中国物流信息中心(CLIC)のアナリスト、Zhang Liqun氏は「調査対象企業の約3分の1が需要不足を最大の課題に挙げており、不十分な需要が生産を抑制したことが示されている」と述べた。

さらに懸念されるのは産出価格指数が61.1と、2016年の指数算出開始以来の高水準となり、全般的な経済成長が減速する中、インフレ圧力の高まりを示していることだ。
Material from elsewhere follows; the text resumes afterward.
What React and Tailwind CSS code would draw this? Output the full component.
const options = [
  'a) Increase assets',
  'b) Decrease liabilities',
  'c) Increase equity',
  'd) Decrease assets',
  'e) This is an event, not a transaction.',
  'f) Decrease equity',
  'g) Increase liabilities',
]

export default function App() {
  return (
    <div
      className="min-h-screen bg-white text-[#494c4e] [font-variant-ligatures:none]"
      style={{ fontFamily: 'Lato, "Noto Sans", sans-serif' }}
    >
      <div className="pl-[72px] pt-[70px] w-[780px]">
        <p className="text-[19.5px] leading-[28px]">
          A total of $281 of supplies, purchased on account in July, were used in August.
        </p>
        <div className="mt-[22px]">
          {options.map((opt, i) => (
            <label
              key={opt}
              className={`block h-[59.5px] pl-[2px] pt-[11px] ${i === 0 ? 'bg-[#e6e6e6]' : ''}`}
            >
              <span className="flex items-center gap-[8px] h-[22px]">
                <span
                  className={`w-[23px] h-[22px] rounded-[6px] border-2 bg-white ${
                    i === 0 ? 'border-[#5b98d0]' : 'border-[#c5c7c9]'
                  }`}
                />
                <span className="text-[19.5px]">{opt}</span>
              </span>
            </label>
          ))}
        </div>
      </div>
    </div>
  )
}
ピンポイント・アセット・マネジメントのチーフエコノミスト、張智威氏は「2008/09年の世界金融危機時と20年2月の新型コロナウイルス感染拡大局面を除いて、生産指数は05年の指数公表以来の低水準に落ち込んでいる」と指摘。一方で産出価格指数は16年の公表以来の高水準に上昇したとし、「中国経済がすでにスタグフレーションに陥っている可能性を確認するものだ」と述べた。

<政策は綱渡り>

統計局が14日発表した9月の生産者物価指数(PPI)は前年比10.7%上昇と、原材料価格の高騰を背景に1996年10月の統計開始以来、最も高い伸びを記録した。一方、弱い需要により消費者物価の伸びは鈍く、政策当局者は生産者物価の伸びを抑えながら景気を支援するという難しかじ取りを迫られる。

ロイター調査ではアナリストは中国人民銀行(中央銀行)が22年第1・四半期まで銀行の預金準備率引き下げを通じた景気支援を見送ると予想している。
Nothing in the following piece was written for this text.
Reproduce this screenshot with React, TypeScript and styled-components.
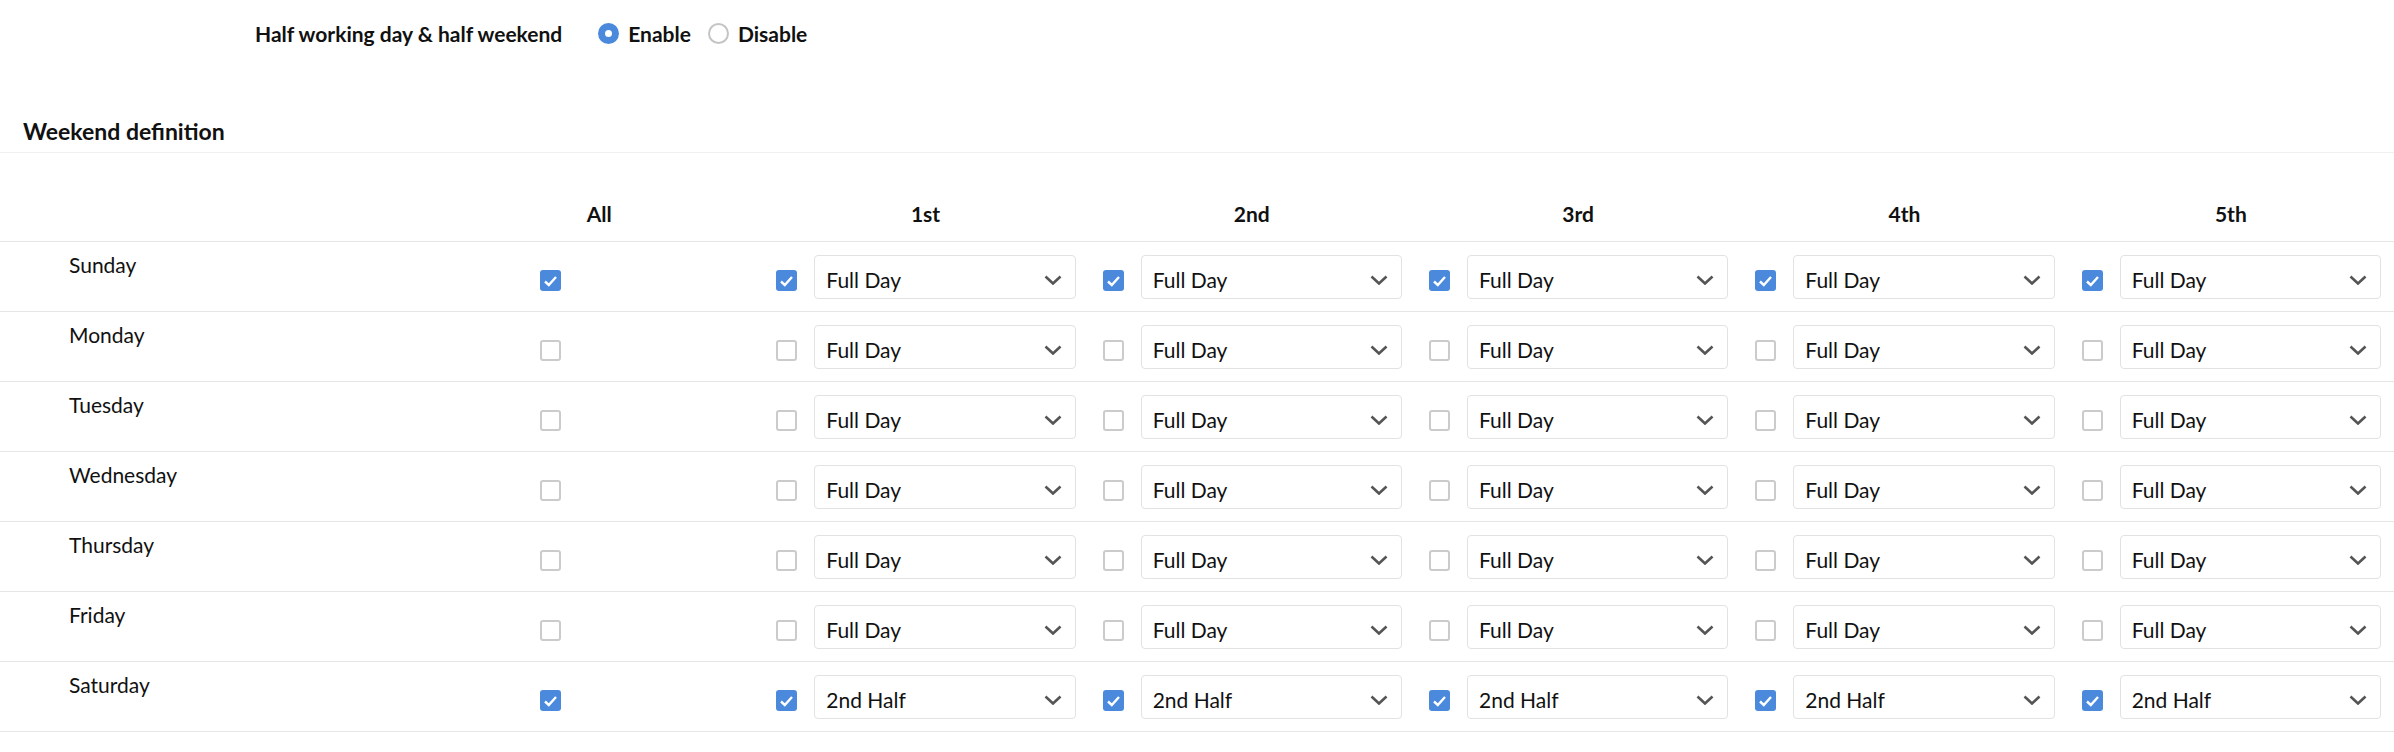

しかし、コメルツ銀行のシニアエコノミスト、Zhou Hao氏は「生産は依然として弱く、需要の問題が相対的に大きい可能性を示している。ある程度の政策緩和がまだ必要だ」と指摘した。

31日に同時に発表された10月の非製造業PMIは52.4で、前月の53.2から小幅に低下した。同指数は今夏に一部地域での新型コロナ感染拡大の影響を受けたが、9月に50台を回復した。

しかし、10月は北部を中心に感染が再拡大しており、厳しい行動規制によりこの先経済活動が再び打撃を受ける可能性がある。

統計局の幹部は「コロナ感染や天候の影響により、消費者は休日を家で過ごすか、近場で過ごす傾向が強かった」と分析。

航空・鉄道サービスなどの運輸部門は拡大したものの、伸びは比較的弱かったと指摘した。

製造業と非製造業を合わせた総合PMIは50.8で、9月の51.7から低下した。